### AVAILABLE DATA
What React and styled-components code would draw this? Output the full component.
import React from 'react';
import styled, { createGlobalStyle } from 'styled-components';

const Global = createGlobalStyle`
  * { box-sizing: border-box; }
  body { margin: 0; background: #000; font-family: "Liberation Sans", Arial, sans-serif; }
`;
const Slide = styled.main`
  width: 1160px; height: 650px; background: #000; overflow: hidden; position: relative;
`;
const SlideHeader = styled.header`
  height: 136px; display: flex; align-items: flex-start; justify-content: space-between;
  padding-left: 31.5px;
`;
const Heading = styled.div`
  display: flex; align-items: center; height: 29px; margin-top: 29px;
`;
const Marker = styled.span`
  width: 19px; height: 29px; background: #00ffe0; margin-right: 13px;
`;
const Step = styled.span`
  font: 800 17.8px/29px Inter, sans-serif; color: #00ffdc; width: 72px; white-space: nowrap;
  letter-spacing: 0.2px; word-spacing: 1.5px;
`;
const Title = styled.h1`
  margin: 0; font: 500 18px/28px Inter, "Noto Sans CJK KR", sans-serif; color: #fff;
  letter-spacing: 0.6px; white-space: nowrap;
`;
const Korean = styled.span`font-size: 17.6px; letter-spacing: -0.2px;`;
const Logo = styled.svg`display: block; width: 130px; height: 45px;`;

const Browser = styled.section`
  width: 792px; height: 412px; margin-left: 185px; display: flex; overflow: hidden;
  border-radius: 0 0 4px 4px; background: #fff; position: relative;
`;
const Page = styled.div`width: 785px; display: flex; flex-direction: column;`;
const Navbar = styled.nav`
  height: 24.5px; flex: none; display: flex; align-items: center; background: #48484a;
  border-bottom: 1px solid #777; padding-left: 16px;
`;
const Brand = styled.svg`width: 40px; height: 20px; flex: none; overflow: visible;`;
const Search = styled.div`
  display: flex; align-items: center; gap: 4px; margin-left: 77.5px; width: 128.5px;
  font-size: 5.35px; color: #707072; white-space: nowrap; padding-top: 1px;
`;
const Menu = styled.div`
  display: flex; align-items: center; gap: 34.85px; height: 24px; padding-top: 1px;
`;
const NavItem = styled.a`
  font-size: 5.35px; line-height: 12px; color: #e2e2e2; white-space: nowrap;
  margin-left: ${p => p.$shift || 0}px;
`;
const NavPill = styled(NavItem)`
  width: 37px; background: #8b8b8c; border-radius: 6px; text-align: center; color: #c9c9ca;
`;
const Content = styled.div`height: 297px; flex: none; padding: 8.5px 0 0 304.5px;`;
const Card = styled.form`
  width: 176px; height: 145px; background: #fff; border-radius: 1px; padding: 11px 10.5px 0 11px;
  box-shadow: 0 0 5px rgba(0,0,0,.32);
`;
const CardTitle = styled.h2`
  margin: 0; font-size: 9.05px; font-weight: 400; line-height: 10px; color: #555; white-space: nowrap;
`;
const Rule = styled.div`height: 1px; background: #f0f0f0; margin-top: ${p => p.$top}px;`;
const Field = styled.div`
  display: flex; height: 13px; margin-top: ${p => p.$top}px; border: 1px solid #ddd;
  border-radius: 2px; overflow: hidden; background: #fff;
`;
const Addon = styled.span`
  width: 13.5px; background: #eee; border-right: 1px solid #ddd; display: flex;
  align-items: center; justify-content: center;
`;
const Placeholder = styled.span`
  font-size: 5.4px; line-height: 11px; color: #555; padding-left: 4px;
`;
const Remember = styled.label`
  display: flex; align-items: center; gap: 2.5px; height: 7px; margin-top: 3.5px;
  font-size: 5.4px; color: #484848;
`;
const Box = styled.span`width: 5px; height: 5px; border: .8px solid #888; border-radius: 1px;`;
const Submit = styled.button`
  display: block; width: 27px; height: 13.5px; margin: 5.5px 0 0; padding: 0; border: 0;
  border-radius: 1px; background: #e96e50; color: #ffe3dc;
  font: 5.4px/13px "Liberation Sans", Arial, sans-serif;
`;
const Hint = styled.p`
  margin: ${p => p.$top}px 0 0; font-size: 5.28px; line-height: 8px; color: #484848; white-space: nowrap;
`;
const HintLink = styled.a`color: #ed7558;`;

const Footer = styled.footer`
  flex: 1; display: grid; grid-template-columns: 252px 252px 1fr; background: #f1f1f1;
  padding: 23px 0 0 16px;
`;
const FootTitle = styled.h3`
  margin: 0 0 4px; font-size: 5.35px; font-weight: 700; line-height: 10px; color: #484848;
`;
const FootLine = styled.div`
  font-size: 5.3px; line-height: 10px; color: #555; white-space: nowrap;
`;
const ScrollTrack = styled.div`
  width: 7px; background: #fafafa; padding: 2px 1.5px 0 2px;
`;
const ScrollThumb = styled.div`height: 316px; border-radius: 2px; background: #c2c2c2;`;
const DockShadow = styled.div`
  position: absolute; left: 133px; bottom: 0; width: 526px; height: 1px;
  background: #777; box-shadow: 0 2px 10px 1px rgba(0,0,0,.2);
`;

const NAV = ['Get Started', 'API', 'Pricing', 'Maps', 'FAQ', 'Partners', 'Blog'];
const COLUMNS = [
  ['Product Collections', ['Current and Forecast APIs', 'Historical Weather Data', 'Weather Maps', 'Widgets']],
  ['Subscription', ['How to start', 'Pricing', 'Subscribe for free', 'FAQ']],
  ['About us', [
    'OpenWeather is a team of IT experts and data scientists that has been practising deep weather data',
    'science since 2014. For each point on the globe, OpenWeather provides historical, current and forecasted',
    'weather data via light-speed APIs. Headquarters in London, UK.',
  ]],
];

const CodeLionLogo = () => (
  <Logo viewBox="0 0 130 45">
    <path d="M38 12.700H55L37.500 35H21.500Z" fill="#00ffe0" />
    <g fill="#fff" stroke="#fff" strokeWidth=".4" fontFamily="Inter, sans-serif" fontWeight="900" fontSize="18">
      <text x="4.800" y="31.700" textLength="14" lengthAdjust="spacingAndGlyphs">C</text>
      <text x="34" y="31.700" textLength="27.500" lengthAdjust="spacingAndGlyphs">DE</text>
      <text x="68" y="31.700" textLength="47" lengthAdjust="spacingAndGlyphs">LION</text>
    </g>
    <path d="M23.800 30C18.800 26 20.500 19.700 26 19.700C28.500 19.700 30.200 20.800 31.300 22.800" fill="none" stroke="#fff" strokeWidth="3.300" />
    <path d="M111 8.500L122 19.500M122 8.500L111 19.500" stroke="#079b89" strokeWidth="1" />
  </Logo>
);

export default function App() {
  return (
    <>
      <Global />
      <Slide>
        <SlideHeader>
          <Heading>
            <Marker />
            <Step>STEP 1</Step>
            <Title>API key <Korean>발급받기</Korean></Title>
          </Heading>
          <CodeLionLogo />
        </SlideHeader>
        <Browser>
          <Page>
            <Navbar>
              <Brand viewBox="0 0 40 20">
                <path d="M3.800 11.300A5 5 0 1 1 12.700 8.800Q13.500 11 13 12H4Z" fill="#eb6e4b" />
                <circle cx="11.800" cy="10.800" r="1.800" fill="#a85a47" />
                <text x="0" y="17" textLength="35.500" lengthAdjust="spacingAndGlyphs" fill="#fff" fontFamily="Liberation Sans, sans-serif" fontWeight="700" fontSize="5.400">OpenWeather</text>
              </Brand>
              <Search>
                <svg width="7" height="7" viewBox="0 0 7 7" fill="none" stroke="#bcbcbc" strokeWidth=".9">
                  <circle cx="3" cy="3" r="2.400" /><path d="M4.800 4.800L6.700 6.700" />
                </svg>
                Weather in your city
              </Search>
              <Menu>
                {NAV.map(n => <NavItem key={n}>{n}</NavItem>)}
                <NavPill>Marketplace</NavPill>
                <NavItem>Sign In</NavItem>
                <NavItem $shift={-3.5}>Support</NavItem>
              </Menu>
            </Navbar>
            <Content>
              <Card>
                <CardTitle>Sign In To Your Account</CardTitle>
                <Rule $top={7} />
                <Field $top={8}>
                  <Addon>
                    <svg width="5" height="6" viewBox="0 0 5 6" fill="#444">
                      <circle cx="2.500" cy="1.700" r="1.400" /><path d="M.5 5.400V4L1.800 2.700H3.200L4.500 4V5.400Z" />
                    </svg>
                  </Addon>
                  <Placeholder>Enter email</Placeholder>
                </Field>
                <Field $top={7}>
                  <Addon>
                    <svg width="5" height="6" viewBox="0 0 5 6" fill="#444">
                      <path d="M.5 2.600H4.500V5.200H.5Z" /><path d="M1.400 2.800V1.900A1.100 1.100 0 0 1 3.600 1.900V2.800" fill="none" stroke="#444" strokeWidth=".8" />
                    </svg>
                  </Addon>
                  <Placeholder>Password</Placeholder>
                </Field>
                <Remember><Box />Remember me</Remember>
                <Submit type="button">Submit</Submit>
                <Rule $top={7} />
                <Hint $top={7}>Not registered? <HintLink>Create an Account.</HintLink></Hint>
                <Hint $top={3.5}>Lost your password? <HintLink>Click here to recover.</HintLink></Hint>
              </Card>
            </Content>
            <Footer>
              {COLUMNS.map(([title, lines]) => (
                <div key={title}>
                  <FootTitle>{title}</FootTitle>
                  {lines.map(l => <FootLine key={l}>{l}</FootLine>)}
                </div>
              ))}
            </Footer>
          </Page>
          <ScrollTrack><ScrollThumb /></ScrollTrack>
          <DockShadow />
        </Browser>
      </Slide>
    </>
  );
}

--

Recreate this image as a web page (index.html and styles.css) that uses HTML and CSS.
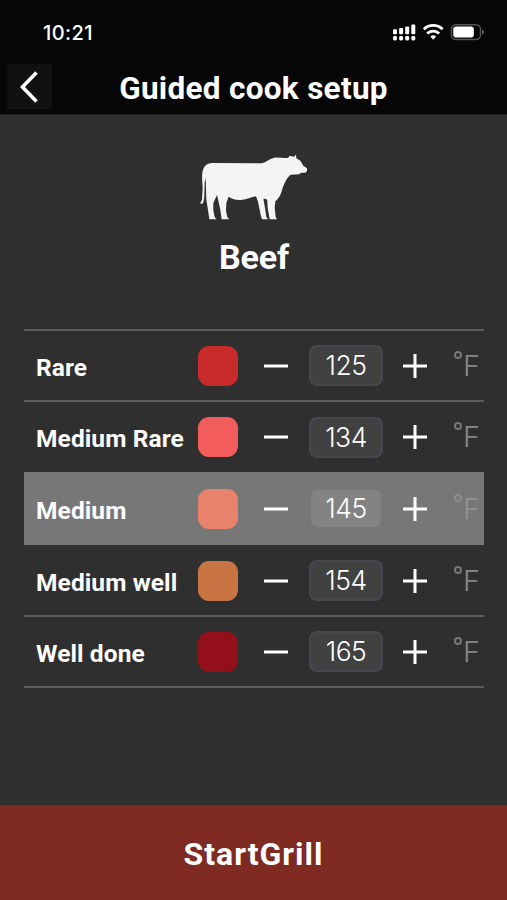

### GIVEN REQUEST
Which lines include "that"? Copy each of them out.

### COMPLETED TASK
    'OpenWeather is a team of IT experts and data scientists that has been practising deep weather data',
Recreate this image as a web page (index.html and styles.css) that uses HTML and CSS.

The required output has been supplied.